→ **Records with interface code**:
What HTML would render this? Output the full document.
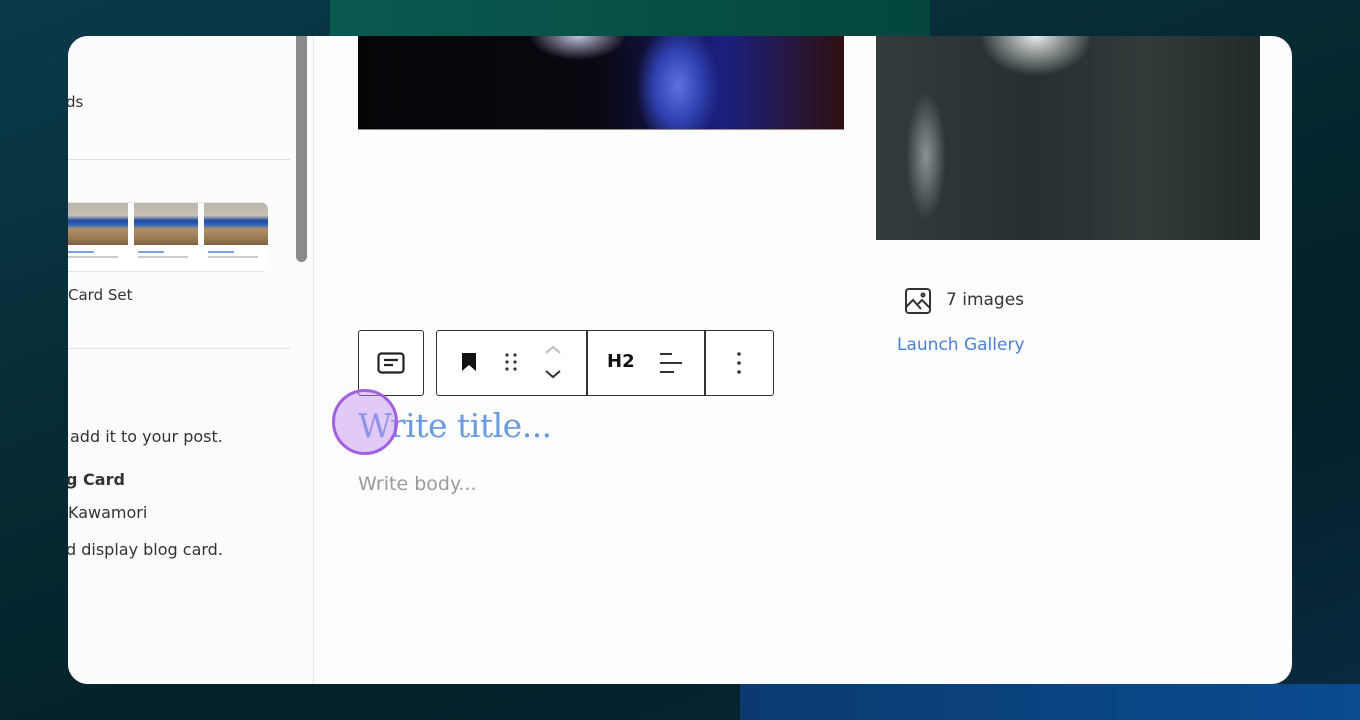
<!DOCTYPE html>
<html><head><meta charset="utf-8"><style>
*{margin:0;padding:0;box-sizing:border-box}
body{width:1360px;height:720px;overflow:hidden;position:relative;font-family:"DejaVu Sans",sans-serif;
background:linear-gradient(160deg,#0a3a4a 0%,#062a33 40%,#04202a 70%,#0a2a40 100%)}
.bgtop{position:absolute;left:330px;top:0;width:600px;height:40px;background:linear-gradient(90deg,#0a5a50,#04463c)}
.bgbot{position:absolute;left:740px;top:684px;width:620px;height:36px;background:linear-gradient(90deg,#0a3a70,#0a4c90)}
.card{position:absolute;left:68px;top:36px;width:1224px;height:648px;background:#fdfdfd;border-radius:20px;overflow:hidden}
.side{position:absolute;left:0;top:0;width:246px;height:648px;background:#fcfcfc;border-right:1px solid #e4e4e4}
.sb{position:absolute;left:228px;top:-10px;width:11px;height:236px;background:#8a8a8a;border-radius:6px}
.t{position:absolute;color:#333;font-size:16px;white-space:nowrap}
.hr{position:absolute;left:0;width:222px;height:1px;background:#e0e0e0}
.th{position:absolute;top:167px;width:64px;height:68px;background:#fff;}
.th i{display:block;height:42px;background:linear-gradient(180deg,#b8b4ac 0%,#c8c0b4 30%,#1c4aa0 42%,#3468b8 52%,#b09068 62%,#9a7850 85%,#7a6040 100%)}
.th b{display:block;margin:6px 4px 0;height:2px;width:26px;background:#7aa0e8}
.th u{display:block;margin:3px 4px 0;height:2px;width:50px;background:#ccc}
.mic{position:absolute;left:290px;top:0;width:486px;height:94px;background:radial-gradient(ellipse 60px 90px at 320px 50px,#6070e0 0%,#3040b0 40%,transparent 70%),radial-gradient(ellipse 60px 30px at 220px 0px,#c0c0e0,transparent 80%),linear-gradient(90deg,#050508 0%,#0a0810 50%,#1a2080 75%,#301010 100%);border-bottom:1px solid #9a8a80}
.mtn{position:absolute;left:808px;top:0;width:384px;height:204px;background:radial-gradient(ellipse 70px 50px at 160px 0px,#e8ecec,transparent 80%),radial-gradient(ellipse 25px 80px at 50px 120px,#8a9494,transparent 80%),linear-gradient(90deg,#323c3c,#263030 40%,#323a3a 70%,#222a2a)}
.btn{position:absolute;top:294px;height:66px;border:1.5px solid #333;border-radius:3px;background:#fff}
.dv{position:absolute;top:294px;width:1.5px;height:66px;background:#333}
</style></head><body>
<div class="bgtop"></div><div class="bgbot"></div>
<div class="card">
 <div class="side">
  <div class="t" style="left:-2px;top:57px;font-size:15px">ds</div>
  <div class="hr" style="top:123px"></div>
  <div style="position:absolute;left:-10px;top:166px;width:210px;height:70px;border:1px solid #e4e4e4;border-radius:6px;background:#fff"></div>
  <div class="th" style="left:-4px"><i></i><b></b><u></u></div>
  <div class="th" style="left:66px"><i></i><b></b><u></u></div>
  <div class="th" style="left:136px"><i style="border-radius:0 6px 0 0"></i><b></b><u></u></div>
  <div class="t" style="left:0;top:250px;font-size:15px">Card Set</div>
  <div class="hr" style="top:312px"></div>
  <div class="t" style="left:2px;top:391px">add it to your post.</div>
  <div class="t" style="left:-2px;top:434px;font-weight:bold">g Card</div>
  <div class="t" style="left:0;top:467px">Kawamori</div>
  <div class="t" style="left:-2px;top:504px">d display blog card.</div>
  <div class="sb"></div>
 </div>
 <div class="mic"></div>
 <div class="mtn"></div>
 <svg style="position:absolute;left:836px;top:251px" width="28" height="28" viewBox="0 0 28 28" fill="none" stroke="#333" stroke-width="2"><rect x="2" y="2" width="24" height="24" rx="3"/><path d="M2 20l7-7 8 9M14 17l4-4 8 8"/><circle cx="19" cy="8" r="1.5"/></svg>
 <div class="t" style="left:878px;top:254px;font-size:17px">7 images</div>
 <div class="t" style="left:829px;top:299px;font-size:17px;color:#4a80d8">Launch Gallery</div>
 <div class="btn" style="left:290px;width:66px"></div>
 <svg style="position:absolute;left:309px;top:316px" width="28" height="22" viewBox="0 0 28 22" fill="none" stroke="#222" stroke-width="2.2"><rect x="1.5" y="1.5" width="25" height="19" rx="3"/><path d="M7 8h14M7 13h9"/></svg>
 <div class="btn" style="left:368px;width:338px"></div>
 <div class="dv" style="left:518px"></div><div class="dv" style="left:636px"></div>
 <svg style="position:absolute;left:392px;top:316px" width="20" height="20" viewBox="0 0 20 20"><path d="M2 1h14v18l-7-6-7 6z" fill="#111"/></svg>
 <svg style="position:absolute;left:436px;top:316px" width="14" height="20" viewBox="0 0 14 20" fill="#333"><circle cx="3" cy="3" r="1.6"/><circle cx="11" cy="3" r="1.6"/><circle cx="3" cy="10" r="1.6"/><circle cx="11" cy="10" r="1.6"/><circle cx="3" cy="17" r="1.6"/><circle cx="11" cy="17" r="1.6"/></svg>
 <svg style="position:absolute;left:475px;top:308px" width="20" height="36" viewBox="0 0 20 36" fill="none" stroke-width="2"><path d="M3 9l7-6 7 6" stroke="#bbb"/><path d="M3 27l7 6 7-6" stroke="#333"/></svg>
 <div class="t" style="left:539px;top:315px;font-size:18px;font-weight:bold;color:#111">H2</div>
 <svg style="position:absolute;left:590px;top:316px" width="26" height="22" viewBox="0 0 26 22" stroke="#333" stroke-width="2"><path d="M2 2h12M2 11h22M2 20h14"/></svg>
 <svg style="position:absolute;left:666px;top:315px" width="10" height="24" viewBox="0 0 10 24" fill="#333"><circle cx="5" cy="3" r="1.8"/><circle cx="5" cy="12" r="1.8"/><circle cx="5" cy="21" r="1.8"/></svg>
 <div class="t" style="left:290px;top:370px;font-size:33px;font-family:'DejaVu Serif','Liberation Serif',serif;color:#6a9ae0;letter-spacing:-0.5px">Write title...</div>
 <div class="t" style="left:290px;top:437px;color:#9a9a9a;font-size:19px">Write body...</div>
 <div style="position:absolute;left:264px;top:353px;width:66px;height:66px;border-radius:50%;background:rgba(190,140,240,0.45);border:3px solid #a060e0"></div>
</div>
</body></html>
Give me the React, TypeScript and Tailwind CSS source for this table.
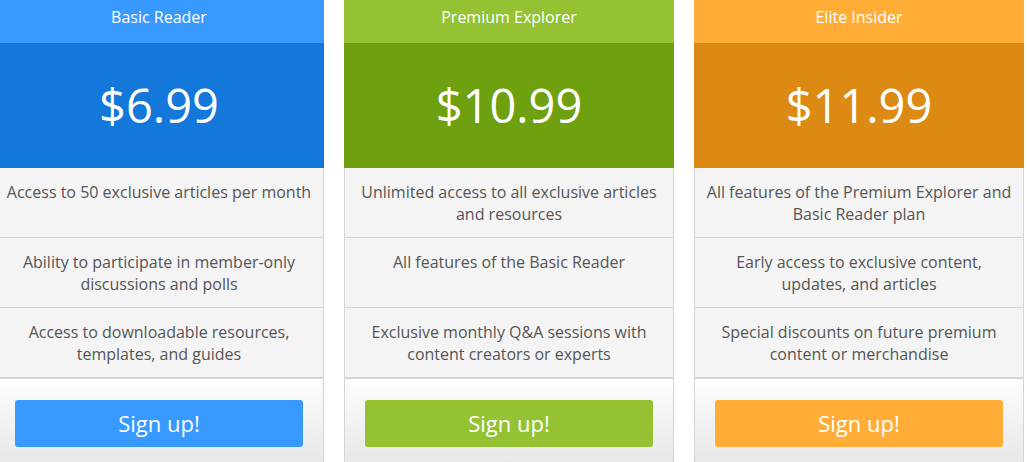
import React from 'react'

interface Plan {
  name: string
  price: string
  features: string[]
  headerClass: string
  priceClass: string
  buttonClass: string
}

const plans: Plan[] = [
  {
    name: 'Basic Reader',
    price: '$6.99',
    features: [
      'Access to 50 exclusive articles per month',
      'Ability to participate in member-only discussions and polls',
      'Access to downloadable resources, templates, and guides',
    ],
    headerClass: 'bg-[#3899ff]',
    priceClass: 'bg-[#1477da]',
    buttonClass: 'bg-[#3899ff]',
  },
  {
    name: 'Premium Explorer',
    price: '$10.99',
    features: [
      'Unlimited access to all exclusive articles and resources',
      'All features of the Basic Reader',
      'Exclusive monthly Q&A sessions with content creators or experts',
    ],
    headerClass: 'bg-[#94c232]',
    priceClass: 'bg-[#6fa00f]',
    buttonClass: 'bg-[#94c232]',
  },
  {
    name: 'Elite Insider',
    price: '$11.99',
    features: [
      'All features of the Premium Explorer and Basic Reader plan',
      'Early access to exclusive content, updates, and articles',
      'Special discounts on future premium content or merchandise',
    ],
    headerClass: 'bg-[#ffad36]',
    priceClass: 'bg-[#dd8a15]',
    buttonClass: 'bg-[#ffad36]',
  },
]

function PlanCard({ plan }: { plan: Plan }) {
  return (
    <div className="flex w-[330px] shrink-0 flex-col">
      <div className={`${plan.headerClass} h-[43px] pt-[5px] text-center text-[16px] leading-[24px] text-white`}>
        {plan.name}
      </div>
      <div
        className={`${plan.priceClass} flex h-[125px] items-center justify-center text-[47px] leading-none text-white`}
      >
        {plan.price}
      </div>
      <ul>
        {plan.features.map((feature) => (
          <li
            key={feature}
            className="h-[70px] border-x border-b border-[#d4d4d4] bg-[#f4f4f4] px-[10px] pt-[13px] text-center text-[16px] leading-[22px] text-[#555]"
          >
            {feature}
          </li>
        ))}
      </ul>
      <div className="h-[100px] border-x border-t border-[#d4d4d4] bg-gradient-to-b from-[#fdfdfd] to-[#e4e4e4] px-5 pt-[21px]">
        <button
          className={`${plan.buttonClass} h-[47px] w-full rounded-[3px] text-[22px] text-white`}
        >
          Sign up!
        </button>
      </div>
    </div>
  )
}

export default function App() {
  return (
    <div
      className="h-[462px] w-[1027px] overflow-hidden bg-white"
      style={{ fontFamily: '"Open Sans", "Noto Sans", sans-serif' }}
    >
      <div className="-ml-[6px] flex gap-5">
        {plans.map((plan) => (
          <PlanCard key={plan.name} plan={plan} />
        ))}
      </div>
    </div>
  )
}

→ **What the exercise asks**: Gather all lines from the records above in which "full" appears.

→ **Exercise output**:
What HTML would render this? Output the full document.
          className={`${plan.buttonClass} h-[47px] w-full rounded-[3px] text-[22px] text-white`}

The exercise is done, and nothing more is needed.